↓↓↓

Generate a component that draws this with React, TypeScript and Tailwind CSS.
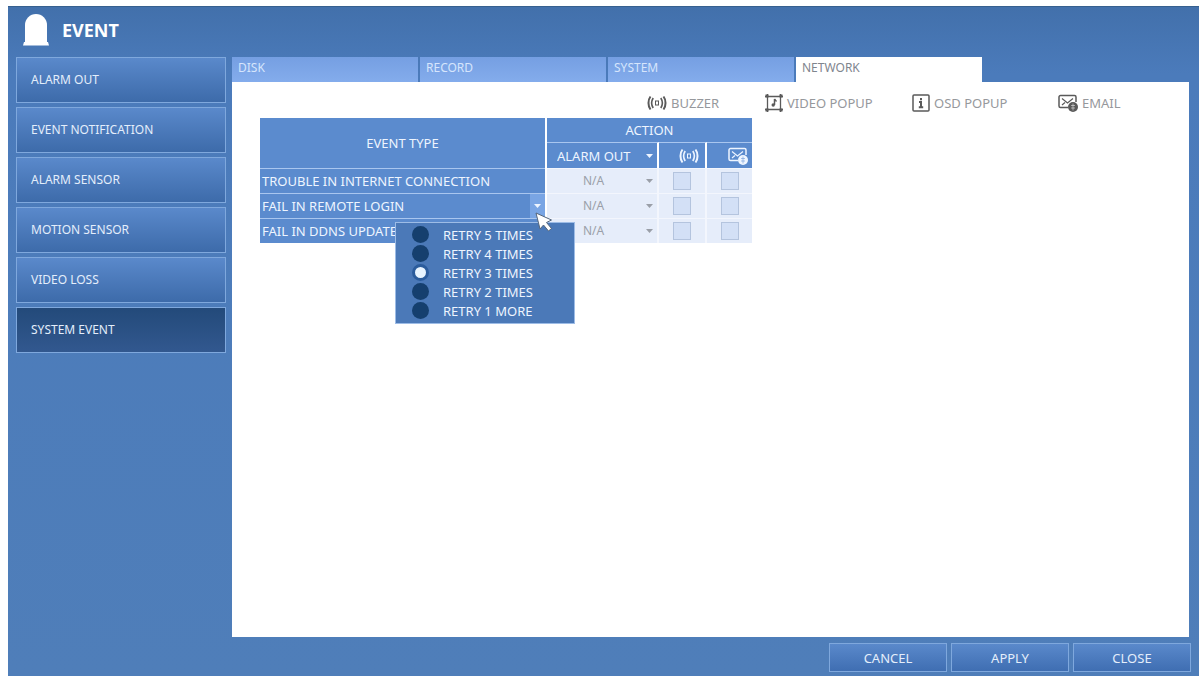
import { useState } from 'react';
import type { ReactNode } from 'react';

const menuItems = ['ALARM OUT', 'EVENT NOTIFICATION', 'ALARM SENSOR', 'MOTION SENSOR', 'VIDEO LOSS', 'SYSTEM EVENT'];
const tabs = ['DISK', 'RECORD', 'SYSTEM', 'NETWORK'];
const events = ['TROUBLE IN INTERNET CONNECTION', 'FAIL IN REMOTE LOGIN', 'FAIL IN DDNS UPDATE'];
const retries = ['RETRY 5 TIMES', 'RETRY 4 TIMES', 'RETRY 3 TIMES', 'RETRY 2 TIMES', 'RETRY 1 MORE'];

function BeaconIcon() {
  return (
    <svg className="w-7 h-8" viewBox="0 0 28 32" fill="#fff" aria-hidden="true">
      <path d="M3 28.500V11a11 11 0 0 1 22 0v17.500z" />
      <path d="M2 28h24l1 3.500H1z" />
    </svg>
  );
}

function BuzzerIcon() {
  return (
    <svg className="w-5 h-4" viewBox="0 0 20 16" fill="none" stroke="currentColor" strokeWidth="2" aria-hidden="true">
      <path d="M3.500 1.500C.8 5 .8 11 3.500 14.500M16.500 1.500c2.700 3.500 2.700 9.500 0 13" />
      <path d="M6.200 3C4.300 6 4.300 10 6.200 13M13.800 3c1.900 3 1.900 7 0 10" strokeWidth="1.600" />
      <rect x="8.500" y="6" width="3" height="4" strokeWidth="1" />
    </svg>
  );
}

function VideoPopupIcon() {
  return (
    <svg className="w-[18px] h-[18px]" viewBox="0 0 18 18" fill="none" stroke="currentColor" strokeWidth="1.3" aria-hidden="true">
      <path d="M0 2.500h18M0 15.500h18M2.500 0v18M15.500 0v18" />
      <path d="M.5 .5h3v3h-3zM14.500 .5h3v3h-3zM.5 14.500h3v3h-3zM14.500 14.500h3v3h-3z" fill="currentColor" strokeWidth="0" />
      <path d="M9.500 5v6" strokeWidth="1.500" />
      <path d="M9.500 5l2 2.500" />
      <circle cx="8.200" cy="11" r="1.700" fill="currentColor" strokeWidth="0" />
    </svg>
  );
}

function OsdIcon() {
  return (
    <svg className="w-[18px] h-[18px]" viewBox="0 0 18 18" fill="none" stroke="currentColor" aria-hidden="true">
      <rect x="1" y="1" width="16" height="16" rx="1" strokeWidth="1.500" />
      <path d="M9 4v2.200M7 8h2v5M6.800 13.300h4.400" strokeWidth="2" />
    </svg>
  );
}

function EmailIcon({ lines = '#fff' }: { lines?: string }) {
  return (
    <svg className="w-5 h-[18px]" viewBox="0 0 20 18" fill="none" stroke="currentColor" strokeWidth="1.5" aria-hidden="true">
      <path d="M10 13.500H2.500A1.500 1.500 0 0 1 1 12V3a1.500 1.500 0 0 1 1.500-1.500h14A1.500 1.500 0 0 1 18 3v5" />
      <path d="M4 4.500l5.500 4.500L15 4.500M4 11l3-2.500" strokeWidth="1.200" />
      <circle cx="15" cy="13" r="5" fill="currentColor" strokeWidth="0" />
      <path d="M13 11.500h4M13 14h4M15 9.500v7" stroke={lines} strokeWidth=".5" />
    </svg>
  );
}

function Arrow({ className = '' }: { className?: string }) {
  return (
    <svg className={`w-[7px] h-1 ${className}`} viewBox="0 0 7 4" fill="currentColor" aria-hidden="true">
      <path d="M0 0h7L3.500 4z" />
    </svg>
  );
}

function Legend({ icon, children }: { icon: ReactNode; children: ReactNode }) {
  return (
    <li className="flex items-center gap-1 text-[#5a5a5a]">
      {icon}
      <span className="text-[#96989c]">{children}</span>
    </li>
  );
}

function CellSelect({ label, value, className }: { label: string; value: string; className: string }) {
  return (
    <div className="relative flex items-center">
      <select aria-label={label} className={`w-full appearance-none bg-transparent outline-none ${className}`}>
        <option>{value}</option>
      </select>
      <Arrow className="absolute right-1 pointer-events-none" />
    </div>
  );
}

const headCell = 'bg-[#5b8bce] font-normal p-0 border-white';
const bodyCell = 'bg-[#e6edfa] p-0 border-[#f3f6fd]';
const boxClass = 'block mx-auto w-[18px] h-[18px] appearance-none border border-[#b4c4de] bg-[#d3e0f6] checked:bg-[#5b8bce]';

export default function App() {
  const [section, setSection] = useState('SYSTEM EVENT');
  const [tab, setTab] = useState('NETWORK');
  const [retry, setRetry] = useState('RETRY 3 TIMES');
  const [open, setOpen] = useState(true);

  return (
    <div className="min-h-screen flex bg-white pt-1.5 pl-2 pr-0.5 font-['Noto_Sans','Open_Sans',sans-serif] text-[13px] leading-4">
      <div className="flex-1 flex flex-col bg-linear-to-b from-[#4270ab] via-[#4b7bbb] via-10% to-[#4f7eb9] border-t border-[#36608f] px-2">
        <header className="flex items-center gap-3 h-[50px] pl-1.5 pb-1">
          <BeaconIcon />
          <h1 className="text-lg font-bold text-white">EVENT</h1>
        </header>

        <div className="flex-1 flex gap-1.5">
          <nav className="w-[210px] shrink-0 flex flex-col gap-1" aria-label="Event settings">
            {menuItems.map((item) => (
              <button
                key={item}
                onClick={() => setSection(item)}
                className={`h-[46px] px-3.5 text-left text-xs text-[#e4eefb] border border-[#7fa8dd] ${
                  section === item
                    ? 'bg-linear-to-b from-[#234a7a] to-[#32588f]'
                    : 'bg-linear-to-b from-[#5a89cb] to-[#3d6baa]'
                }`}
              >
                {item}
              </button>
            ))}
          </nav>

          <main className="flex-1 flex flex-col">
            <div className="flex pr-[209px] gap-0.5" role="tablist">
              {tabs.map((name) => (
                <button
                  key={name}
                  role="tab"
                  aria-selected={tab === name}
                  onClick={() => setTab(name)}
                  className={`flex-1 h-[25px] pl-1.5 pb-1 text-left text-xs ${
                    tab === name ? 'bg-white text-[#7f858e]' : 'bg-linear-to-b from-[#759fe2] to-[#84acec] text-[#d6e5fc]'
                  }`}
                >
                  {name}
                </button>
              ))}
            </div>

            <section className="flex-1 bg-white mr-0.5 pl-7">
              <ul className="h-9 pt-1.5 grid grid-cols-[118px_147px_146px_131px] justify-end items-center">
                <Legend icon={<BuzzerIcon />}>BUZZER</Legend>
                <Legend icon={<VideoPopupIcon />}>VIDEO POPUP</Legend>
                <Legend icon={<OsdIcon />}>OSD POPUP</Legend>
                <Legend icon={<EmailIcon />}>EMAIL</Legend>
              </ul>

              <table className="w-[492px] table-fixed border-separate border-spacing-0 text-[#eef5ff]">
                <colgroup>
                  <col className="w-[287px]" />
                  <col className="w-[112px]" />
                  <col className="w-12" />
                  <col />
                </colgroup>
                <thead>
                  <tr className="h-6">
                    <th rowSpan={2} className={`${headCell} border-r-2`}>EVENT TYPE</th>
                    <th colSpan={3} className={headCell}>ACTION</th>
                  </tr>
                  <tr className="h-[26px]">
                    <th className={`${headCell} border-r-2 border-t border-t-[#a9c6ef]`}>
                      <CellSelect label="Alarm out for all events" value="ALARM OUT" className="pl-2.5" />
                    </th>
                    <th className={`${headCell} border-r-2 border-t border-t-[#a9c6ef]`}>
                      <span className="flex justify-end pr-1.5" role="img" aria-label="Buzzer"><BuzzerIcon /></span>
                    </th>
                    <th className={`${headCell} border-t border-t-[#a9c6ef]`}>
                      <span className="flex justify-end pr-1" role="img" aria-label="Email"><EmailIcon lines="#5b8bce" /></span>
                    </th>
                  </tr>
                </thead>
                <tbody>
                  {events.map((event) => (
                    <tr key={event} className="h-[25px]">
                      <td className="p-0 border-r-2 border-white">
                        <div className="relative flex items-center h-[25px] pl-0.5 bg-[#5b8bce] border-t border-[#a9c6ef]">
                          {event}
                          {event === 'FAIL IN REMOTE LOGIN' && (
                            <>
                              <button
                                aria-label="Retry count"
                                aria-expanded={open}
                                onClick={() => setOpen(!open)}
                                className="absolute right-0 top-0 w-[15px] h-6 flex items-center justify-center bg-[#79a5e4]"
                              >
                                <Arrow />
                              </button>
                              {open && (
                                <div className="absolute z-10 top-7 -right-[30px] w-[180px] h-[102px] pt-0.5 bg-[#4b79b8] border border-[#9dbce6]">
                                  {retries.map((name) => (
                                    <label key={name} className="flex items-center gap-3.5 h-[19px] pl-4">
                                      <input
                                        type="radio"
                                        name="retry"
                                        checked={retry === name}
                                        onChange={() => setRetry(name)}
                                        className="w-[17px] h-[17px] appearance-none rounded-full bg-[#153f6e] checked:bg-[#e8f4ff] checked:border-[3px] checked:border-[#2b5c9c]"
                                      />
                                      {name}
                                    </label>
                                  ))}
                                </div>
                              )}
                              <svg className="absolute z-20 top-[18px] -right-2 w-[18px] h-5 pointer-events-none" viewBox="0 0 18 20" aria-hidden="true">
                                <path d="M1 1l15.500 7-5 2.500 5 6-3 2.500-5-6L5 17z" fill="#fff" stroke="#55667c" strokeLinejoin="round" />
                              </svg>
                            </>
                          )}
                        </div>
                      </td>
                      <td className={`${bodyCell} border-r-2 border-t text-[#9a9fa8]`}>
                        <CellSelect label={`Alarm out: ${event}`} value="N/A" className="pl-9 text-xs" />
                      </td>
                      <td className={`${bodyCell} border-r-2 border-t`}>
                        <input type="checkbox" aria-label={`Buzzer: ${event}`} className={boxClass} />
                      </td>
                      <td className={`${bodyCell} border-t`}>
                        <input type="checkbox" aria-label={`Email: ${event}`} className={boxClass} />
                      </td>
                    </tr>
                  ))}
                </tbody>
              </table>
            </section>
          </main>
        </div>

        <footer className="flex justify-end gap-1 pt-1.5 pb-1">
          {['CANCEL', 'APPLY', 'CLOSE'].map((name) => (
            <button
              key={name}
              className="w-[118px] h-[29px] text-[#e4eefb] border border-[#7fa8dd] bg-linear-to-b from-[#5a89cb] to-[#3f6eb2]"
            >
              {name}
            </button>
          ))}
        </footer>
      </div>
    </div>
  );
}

↑↑↑

**PROBLEM DETAILS:** Pictures are excluded: retype only the lines from the beginning of the listing above through the line with "const retries = ['RETRY", both included.

**FULL ANSWER:**
Generate a component that draws this with React, TypeScript and Tailwind CSS.
import { useState } from 'react';
import type { ReactNode } from 'react';

const menuItems = ['ALARM OUT', 'EVENT NOTIFICATION', 'ALARM SENSOR', 'MOTION SENSOR', 'VIDEO LOSS', 'SYSTEM EVENT'];
const tabs = ['DISK', 'RECORD', 'SYSTEM', 'NETWORK'];
const events = ['TROUBLE IN INTERNET CONNECTION', 'FAIL IN REMOTE LOGIN', 'FAIL IN DDNS UPDATE'];
const retries = ['RETRY 5 TIMES', 'RETRY 4 TIMES', 'RETRY 3 TIMES', 'RETRY 2 TIMES', 'RETRY 1 MORE'];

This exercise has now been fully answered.